Сегодня на постмортеме решали, как менять существующий процесс документирования дизайна. Проблемы очевидны:
- дизайн-документы хранятся в морально устаревшем формате Word, низкая прозрачность
- сложный шаблон документа как результат стремления покрыть все требования к дизайну из ASPICE L3 HIS scope
- непонятно, актуально ли описание дизайна, или уже устарело - к коду доверия больше.
It should be clear that documentation plays a major role in the design process that we are describing. Most programmers regard documentation as necessary evil, written as an afterthought only because some bureaucrat requires it. They do not expect it to be useful.
This is a self-fulfilling prophesy; documentation that has not been used before it is published, documentation that is not important to its author, will always be poor documentation.
Most of that documentation is incomplete and inaccurate, but those are not the main problems. If those were the main problems, the documents could be easily corrected by adding or correcting information. In fact, there are underlying organizational problems that lead to incompleteness and incorrectness and those problems, which are listed below, are not easily repaired.
1) Poor Organization: Most documentation today can be characterized as "stream of consciousness" and "stream of execution." "Stream of consciousness" writing puts information at the point in the text that the author was writing when the thought occurred to him. "Stream of execution" writing describes the system in the order things will happen when it runs. The problem with both of these documentation styles is that subsequent readers cannot find the information they seek. It will therefore not be easy to determine that facts are missing, or to correct them when they are wrong. It will not be easy to find all the parts of the document that should be changed when the software is changed. The documentation will be expensive to maintain and, in most cases, will not be maintained.
2) Boring Prose: Lots of words are used to say what could be said by a single programming language statement, a formula, or a diagram. Certain facts are repeated in many different sections. This increases the cost of the documentation and its maintenance. More importantly it leads to inattentive reading and undiscovered errors.
3) Confusing and Inconsistent Terminology: Any complex system requires the invention and definition of new terminology. Without it the documentation would be far too long. However, the writers of software documentation often fail to provide precise definitions for the terms they use. As a result, there are many terms used for the same concept and many similar but distinct concepts described with the same term.
4) Myopia: Documentation that is written when the project is nearing completion is written by people ho have lived with the system for so long that they take major decisions for granted. They document the small details that they think they will forget. Unfortunately, the result is a document useful to people who know the system well, but impenetrable for newcomers.

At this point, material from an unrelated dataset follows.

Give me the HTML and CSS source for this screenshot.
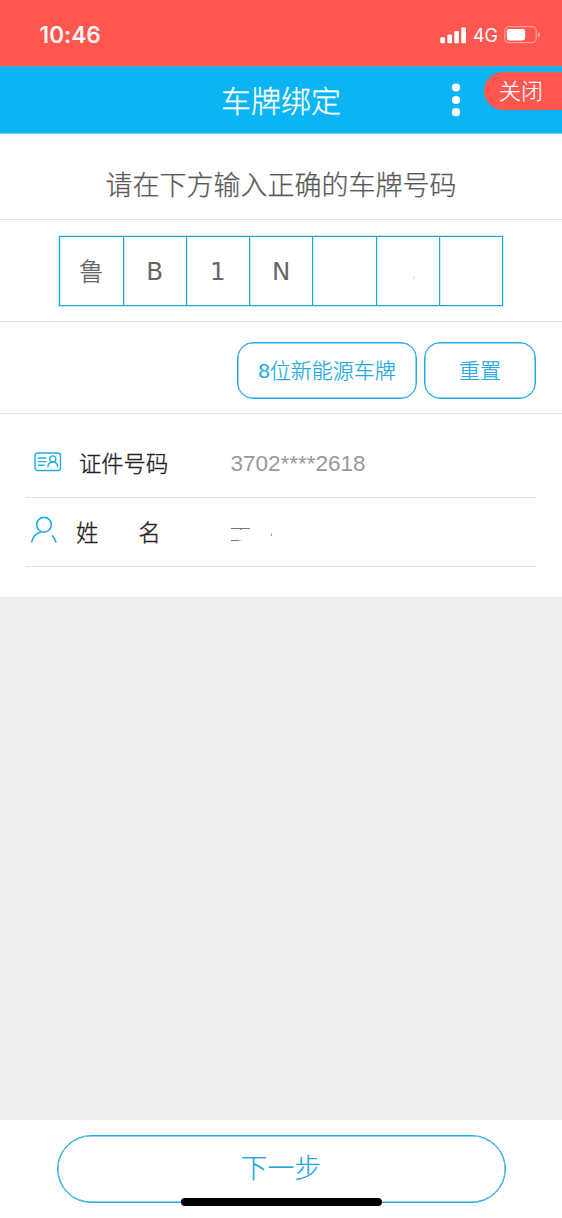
FILE: index.html
```html
<!DOCTYPE html>
<html lang="zh-CN">
<head>
<meta charset="utf-8">
<title>车牌绑定</title>
<link rel="stylesheet" href="styles.css">
</head>
<body>
<div class="app">
  <div class="status">
    <span class="time">10:46</span>
    <span class="indicators">
      <svg class="signal" width="27" height="17" viewBox="0 0 27 17" fill="#fff"><rect x="0.3" y="10.2" width="4.7" height="6" rx="1.3"/><rect x="7.3" y="7.5" width="4.7" height="8.7" rx="1.3"/><rect x="14.3" y="4" width="4.7" height="12.2" rx="1.3"/><rect x="21.3" y="0.5" width="4.7" height="15.7" rx="1.3"/></svg>
      <span class="network">4G</span>
      <svg class="battery" width="37" height="18" viewBox="0 0 37 18"><rect x="0.7" y="0.7" width="31.6" height="16" rx="4.5" fill="none" stroke="#ff9a97" stroke-width="1.3"/><rect x="2.8" y="2.9" width="18.4" height="11.6" rx="2.4" fill="#fff"/><path d="M34 6.2q2 .8 2 2.5t-2 2.5z" fill="#ffb0ad"/></svg>
    </span>
  </div>
  <header class="header">
    <h1 class="title">车牌绑定</h1>
    <svg class="more" width="10" height="34" viewBox="0 0 10 34" fill="#fff"><circle cx="5" cy="4.5" r="4.1"/><circle cx="5" cy="17" r="4.1"/><circle cx="5" cy="29.2" r="4.1"/></svg>
    <button class="close">关闭</button>
  </header>
  <p class="prompt">请在下方输入正确的车牌号码</p>
  <section class="plate-section">
    <div class="plate">
      <span class="cell cjk">鲁</span><span class="cell">B</span><span class="cell">1</span><span class="cell">N</span><span class="cell"></span><span class="cell"><svg class="speck" width="2" height="4"><path d="M1.3.5v1L.5 3" stroke="#bbb" stroke-width=".7" fill="none"/></svg></span><span class="cell"></span>
    </div>
  </section>
  <section class="actions">
    <button class="pill energy"><span class="digit">8</span>位新能源车牌</button>
    <button class="pill reset">重置</button>
  </section>
  <section class="form">
    <div class="row row-id">
      <svg class="icon-id" width="28" height="20" viewBox="0 0 28 20" fill="none" stroke="#22ade3" stroke-width="1.4" stroke-linecap="round"><rect x="1" y="1" width="25.5" height="17.5" rx="2.6"/><path d="M4.2 6h7.6M4.2 9.6h7.6M4.2 13.2h6M13.9 14.8q.4-4.6 4.9-5 4.5.4 4.9 5"/><circle cx="18.8" cy="6.9" r="3"/></svg>
      <span class="label">证件号码</span>
      <span class="value">3702****2618</span>
    </div>
    <div class="row row-name">
      <svg class="icon-user" width="28" height="28" viewBox="0 0 28 28" fill="none" stroke="#22ade3" stroke-width="1.6"><circle cx="14" cy="8.8" r="7.4"/><path d="M1.6 26.5q1.2-8.2 9.4-10.5M22 19.3q3.3 3 4 7.2"/></svg>
      <span class="label name"><span>姓</span><span>名</span></span>
      <svg class="redacted" width="44" height="18" viewBox="0 0 44 18" fill="none" stroke="#777"><path d="M0 2.5h19M0 14.5h8" stroke-width="1"/><path d="M8 14.5h3" stroke="#ddd"/><path d="M9 3.3h2M40.5 7.5v1.5l-.5 1" stroke-width=".8"/></svg>
    </div>
  </section>
  <main class="blank"></main>
  <footer class="footer">
    <button class="next">下一步</button>
    <div class="home-bar"></div>
  </footer>
</div>
</body>
</html>
```
FILE: styles.css
```css
* { box-sizing: border-box; }
body { margin: 0; font-family: "Liberation Sans", "Noto Sans CJK SC", sans-serif; background: #fff; }
button { font: inherit; margin: 0; padding: 0; background: #fff; }
.app { width: 562px; height: 1218px; display: flex; flex-direction: column; overflow: hidden; }
.status { height: 66px; flex: none; background: #ff5650; color: #fff; display: flex; align-items: center; justify-content: space-between; padding: 4px 21px 0 39.5px; }
.time { font: 500 23px/28px Inter, sans-serif; letter-spacing: .1px; -webkit-text-stroke: .2px #fff; }
.indicators { display: flex; align-items: center; }
.network { font: 400 18px/20px Inter, sans-serif; margin: 2px 6px 0 6px; }
.header { height: 68px; flex: none; background: #0bb5f3; border-bottom: 1px solid #6fd3f7; border-top: 1px solid #4aa5cc; display: flex; align-items: flex-start; color: #fff; }
.title { margin: 12px 0 0 221px; width: 230px; font-size: 30px; line-height: 46px; font-weight: 300; -webkit-text-stroke: .3px; }
.more { margin-top: 16px; }
.close { margin: 5px 0 0 23px; width: 78px; height: 38px; border: 0; border-radius: 19px 0 0 19px; background: #ff5650; color: #fff; font-size: 22px; line-height: 38px; font-weight: 300; text-align: left; padding: 1px 0 0 15px; -webkit-text-stroke: .2px; }
.prompt { height: 86px; flex: none; margin: 0; padding-top: 12px; border-bottom: 1px solid #e4e4e4; color: #595959; font-size: 27px; line-height: 80px; font-weight: 300; text-align: center; -webkit-text-stroke: .25px; }
.plate-section { height: 102px; flex: none; border-bottom: 1px solid #e4e4e4; padding: 16px 59px 0; }
.plate { height: 70px; width: 444px; display: grid; grid-template-columns: 62.5px repeat(6, 1fr); border: 1px solid #22a7d5; box-shadow: 0 0 0 .7px #a9e8fa; }
.cell { display: flex; align-items: center; justify-content: center; border-left: 1px solid #22a7d5; box-shadow: 1px 0 0 #c4f0fc inset; color: #666; padding: 2px 0 0; font: 24.5px/36px "DejaVu Sans", "Noto Sans", sans-serif; }
.cell:first-child { border-left: 0; }
.cell.cjk { font-family: "Noto Sans CJK SC", sans-serif; font-weight: 300; padding-top: 0; -webkit-text-stroke: .3px; }
.speck { margin: 12px 0 0 13px; }
.actions { height: 92px; flex: none; border-bottom: 1px solid #e4e4e4; display: flex; justify-content: flex-end; gap: 7px; padding: 20px 26px 0; }
.pill { height: 57px; border: 1.5px solid #22a9df; box-shadow: inset 0 0 0 .5px #22a9df; border-radius: 16px; color: #22a9df; font-size: 21px; font-weight: 300; padding-bottom: 4px; -webkit-text-stroke: .25px; }
.digit { font-family: "Liberation Sans", sans-serif; font-weight: 400; -webkit-text-stroke: 0; }
.energy { width: 180px; }
.reset { width: 112px; }
.form { height: 183px; flex: none; padding: 15px 26px 0; }
.row { height: 69px; border-bottom: 1px solid #e4e4e4; display: flex; align-items: center; }
.icon-id { margin: -3px 17px 0 8px; }
.label { width: 151.5px; padding-top: 3px; color: #222; font-size: 22.3px; line-height: 32px; font-weight: 300; -webkit-text-stroke: .35px; }
.value { color: #999; font-size: 22.5px; padding-top: 2px; }
.icon-user { margin: -4px 18px 0 4px; }
.name { width: 154px; display: flex; gap: 40px; }
.redacted { margin: 5px 0 0 1px; }
.blank { flex: 1; background: #eee; }
.footer { height: 98px; flex: none; display: flex; justify-content: center; padding-top: 15px; position: relative; }
.next { width: 449px; height: 68px; border: 1.5px solid #22a9df; box-shadow: inset 0 0 0 .5px #22a9df; border-radius: 34px; color: #22a9df; font-size: 27px; font-weight: 300; padding-bottom: 5px; -webkit-text-stroke: .2px; }
.home-bar { position: absolute; left: 181px; top: 78px; width: 201px; height: 8px; border-radius: 4px; background: #000; }
```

Documentation in the ideal design process meets the needs of the initial developers as well as the needs of the programmers who come later. Each of the documents mentioned above records requirements or design decisions and is used as a reference document for the rest of the design. However, they also provide the information that the maintainers will need. Because the documents are used as reference manuals throughout the building of the software, they will be mature and ready to use in later work. The documentation in this design process is not an afterthought; it is viewed as one of the primary products of the project. Some systematic checks can be applied to increase completeness and consistency. [...]
"Stream of consciousness" and "stream of execution" documentation is avoided by designing the structure of each document. Each document is designed by stating the questions that it must answer and refining the questions until each defines the content of an individual section. There must be one, and only one, place for every fact that will be in the document. The questions are answered, i.e., the document is written, only after the structure of the document has been defined. When there are several documents of a certain kind, a standard organization is written for those documents. Every document is designed in accordance with the same principle that guides our software design: separation of concerns. Each aspect of the system is described in exactly one section and nothing else is described in that section. When documents are reviewed, they are reviewed for adherence to the documentation rules as well as for accuracy.
The resulting documentation is not easy or relaxing reading, but it is not boring. It makes use of tables, formulas, and other formal notation to increase the density of information. The organizational rules prevent the duplication of information. The result is documentation that must be read very attentively, but rewards its reader with detailed and precise information. [...]
No matter how often we stumble on our way, the final documentation will be rational and accurate. Even mathematics, the discipline that many of us regard as the most rational of all follows this procedure. [...] Analogous reasoning applies to software. Those who read the software documentation want to understand the programs, not relive their discovery. By presenting rationalized documentation we provide what they need.
Our documentation differs from the ideal documentation in one important way. We make a policy of recording all of the design alternatives that we considered and rejected. For each, we explain why it was considered and why it was finally rejected. Months, weeks, or even hours later, when we wonder why we did what we did, we can find out. Years from now, the maintainer will have many of the same questions and will find his answers in our documents.